What is expected.
Give the data below again exactly as written, without its pictures.

[BEGIN]

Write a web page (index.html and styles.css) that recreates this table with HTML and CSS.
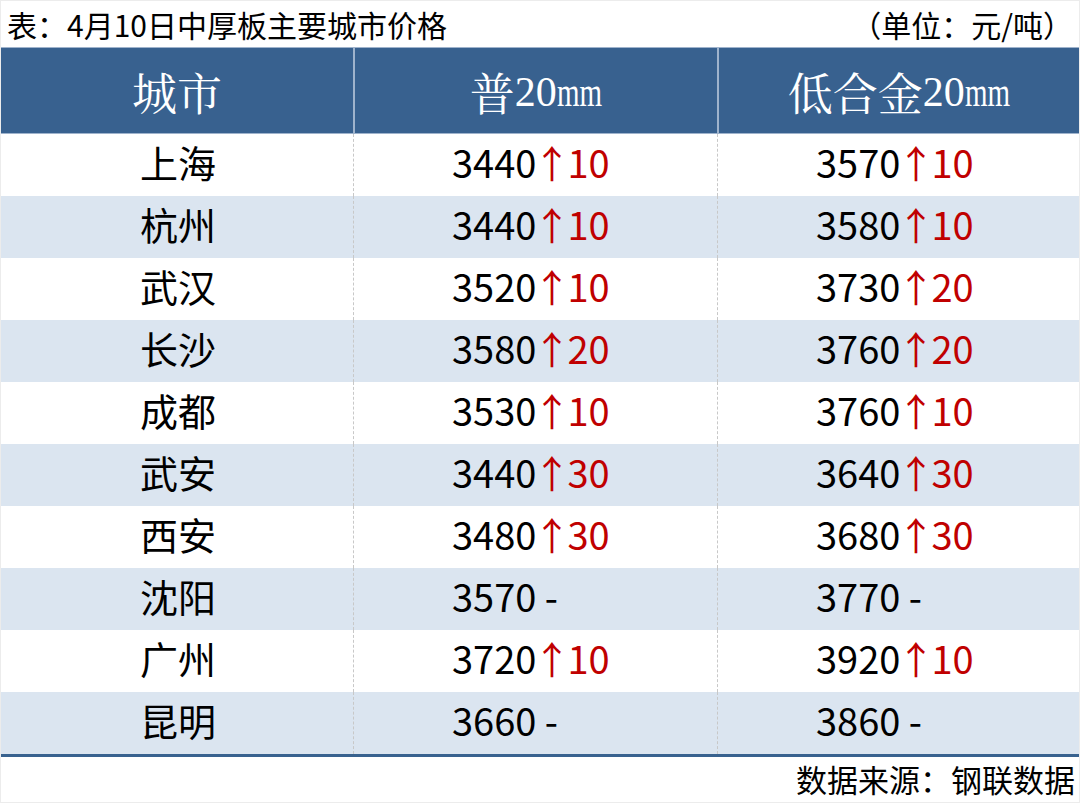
FILE: index.html
```html
<!DOCTYPE html>
<html lang="zh-CN">
<head>
<meta charset="utf-8">
<link rel="stylesheet" href="styles.css">
</head>
<body>
<div class="page">
  <div class="caption">
    <span class="title">表：4月10日中厚板主要城市价格</span>
    <span class="unit">（单位：元/吨）</span>
  </div>
  <div class="table">
    <div class="hrow">
      <div class="hcell">城市</div>
      <div class="hcell">普<span class="lat">20<span class="mm">mm</span></span></div>
      <div class="hcell">低合金<span class="lat">20<span class="mm">mm</span></span></div>
    </div>
    <div class="row"><div class="city">上海</div><div class="val">3440<span class="up"><span class="arr">↑</span>10</span></div><div class="val">3570<span class="up"><span class="arr">↑</span>10</span></div></div>
    <div class="row alt"><div class="city">杭州</div><div class="val">3440<span class="up"><span class="arr">↑</span>10</span></div><div class="val">3580<span class="up"><span class="arr">↑</span>10</span></div></div>
    <div class="row"><div class="city">武汉</div><div class="val">3520<span class="up"><span class="arr">↑</span>10</span></div><div class="val">3730<span class="up"><span class="arr">↑</span>20</span></div></div>
    <div class="row alt"><div class="city">长沙</div><div class="val">3580<span class="up"><span class="arr">↑</span>20</span></div><div class="val">3760<span class="up"><span class="arr">↑</span>20</span></div></div>
    <div class="row"><div class="city">成都</div><div class="val">3530<span class="up"><span class="arr">↑</span>10</span></div><div class="val">3760<span class="up"><span class="arr">↑</span>10</span></div></div>
    <div class="row alt"><div class="city">武安</div><div class="val">3440<span class="up"><span class="arr">↑</span>30</span></div><div class="val">3640<span class="up"><span class="arr">↑</span>30</span></div></div>
    <div class="row"><div class="city">西安</div><div class="val">3480<span class="up"><span class="arr">↑</span>30</span></div><div class="val">3680<span class="up"><span class="arr">↑</span>30</span></div></div>
    <div class="row alt"><div class="city">沈阳</div><div class="val">3570 -</div><div class="val">3770 -</div></div>
    <div class="row"><div class="city">广州</div><div class="val">3720<span class="up"><span class="arr">↑</span>10</span></div><div class="val">3920<span class="up"><span class="arr">↑</span>10</span></div></div>
    <div class="row alt"><div class="city">昆明</div><div class="val">3660 -</div><div class="val">3860 -</div></div>
  </div>
  <div class="source">数据来源：钢联数据</div>
</div>
</body>
</html>
```
FILE: styles.css
```css
* { box-sizing: border-box; }
html, body { margin: 0; padding: 0; background: #ffffff; }
.page {
  width: 1080px;
  height: 803px;
  border: 1px solid #ececec;
  font-family: "Noto Sans CJK SC", "Noto Sans", sans-serif;
  color: #000;
  overflow: hidden;
}
.caption {
  height: 46px;
  display: flex;
  justify-content: space-between;
  align-items: center;
  padding: 0 6px 0 6px;
  font-size: 30px;
  line-height: 1;
}
.table {
  border-bottom: 3px solid #38628f;
}
.hrow {
  display: grid;
  grid-template-columns: 352px 364px 1fr;
  height: 87px;
  background: #38618f;
  border-top: 1px solid #9fb3cc;
  border-bottom: 1px solid #9fb3cc;
}
.hcell {
  display: flex;
  align-items: center;
  justify-content: center;
  color: #ffffff;
  font-family: "Noto Serif CJK SC", "Noto Sans CJK SC", serif;
  font-size: 45px;
  line-height: 1;
  padding-top: 2px;
}
.hcell + .hcell { border-left: 2px solid #9fb3cc; }
.lat {
  font-family: "Liberation Serif", serif;
  font-size: 42px;
  white-space: nowrap;
}
.mm {
  display: inline-block;
  transform: scaleX(0.69);
  transform-origin: left center;
  margin-right: -20px;
}
.row {
  display: grid;
  grid-template-columns: 352px 364px 1fr;
  height: 62px;
  background: #ffffff;
}
.row.alt { background: #dbe5f0; }
.city, .val {
  display: flex;
  align-items: center;
  font-size: 38px;
  line-height: 1;
  padding-bottom: 7px;
}
.city { justify-content: center; padding-left: 2px; }
.val {
  padding-left: 98px;
  border-left: 1px dashed #c8c8c8;
}
.up { color: #c00000; }
.arr {
  display: inline-flex;
  justify-content: center;
  width: 31px;
}
.source {
  height: 46px;
  display: flex;
  justify-content: flex-end;
  align-items: center;
  padding: 0 4px 4px 0;
  font-size: 31px;
  line-height: 1;
}
```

[END]

Finished task.
Write a web page (index.html and styles.css) that recreates this table with HTML and CSS.
FILE: index.html
```html
<!DOCTYPE html>
<html lang="zh-CN">
<head>
<meta charset="utf-8">
<link rel="stylesheet" href="styles.css">
</head>
<body>
<div class="page">
  <div class="caption">
    <span class="title">表：4月10日中厚板主要城市价格</span>
    <span class="unit">（单位：元/吨）</span>
  </div>
  <div class="table">
    <div class="hrow">
      <div class="hcell">城市</div>
      <div class="hcell">普<span class="lat">20<span class="mm">mm</span></span></div>
      <div class="hcell">低合金<span class="lat">20<span class="mm">mm</span></span></div>
    </div>
    <div class="row"><div class="city">上海</div><div class="val">3440<span class="up"><span class="arr">↑</span>10</span></div><div class="val">3570<span class="up"><span class="arr">↑</span>10</span></div></div>
    <div class="row alt"><div class="city">杭州</div><div class="val">3440<span class="up"><span class="arr">↑</span>10</span></div><div class="val">3580<span class="up"><span class="arr">↑</span>10</span></div></div>
    <div class="row"><div class="city">武汉</div><div class="val">3520<span class="up"><span class="arr">↑</span>10</span></div><div class="val">3730<span class="up"><span class="arr">↑</span>20</span></div></div>
    <div class="row alt"><div class="city">长沙</div><div class="val">3580<span class="up"><span class="arr">↑</span>20</span></div><div class="val">3760<span class="up"><span class="arr">↑</span>20</span></div></div>
    <div class="row"><div class="city">成都</div><div class="val">3530<span class="up"><span class="arr">↑</span>10</span></div><div class="val">3760<span class="up"><span class="arr">↑</span>10</span></div></div>
    <div class="row alt"><div class="city">武安</div><div class="val">3440<span class="up"><span class="arr">↑</span>30</span></div><div class="val">3640<span class="up"><span class="arr">↑</span>30</span></div></div>
    <div class="row"><div class="city">西安</div><div class="val">3480<span class="up"><span class="arr">↑</span>30</span></div><div class="val">3680<span class="up"><span class="arr">↑</span>30</span></div></div>
    <div class="row alt"><div class="city">沈阳</div><div class="val">3570 -</div><div class="val">3770 -</div></div>
    <div class="row"><div class="city">广州</div><div class="val">3720<span class="up"><span class="arr">↑</span>10</span></div><div class="val">3920<span class="up"><span class="arr">↑</span>10</span></div></div>
    <div class="row alt"><div class="city">昆明</div><div class="val">3660 -</div><div class="val">3860 -</div></div>
  </div>
  <div class="source">数据来源：钢联数据</div>
</div>
</body>
</html>
```
FILE: styles.css
```css
* { box-sizing: border-box; }
html, body { margin: 0; padding: 0; background: #ffffff; }
.page {
  width: 1080px;
  height: 803px;
  border: 1px solid #ececec;
  font-family: "Noto Sans CJK SC", "Noto Sans", sans-serif;
  color: #000;
  overflow: hidden;
}
.caption {
  height: 46px;
  display: flex;
  justify-content: space-between;
  align-items: center;
  padding: 0 6px 0 6px;
  font-size: 30px;
  line-height: 1;
}
.table {
  border-bottom: 3px solid #38628f;
}
.hrow {
  display: grid;
  grid-template-columns: 352px 364px 1fr;
  height: 87px;
  background: #38618f;
  border-top: 1px solid #9fb3cc;
  border-bottom: 1px solid #9fb3cc;
}
.hcell {
  display: flex;
  align-items: center;
  justify-content: center;
  color: #ffffff;
  font-family: "Noto Serif CJK SC", "Noto Sans CJK SC", serif;
  font-size: 45px;
  line-height: 1;
  padding-top: 2px;
}
.hcell + .hcell { border-left: 2px solid #9fb3cc; }
.lat {
  font-family: "Liberation Serif", serif;
  font-size: 42px;
  white-space: nowrap;
}
.mm {
  display: inline-block;
  transform: scaleX(0.69);
  transform-origin: left center;
  margin-right: -20px;
}
.row {
  display: grid;
  grid-template-columns: 352px 364px 1fr;
  height: 62px;
  background: #ffffff;
}
.row.alt { background: #dbe5f0; }
.city, .val {
  display: flex;
  align-items: center;
  font-size: 38px;
  line-height: 1;
  padding-bottom: 7px;
}
.city { justify-content: center; padding-left: 2px; }
.val {
  padding-left: 98px;
  border-left: 1px dashed #c8c8c8;
}
.up { color: #c00000; }
.arr {
  display: inline-flex;
  justify-content: center;
  width: 31px;
}
.source {
  height: 46px;
  display: flex;
  justify-content: flex-end;
  align-items: center;
  padding: 0 4px 4px 0;
  font-size: 31px;
  line-height: 1;
}
```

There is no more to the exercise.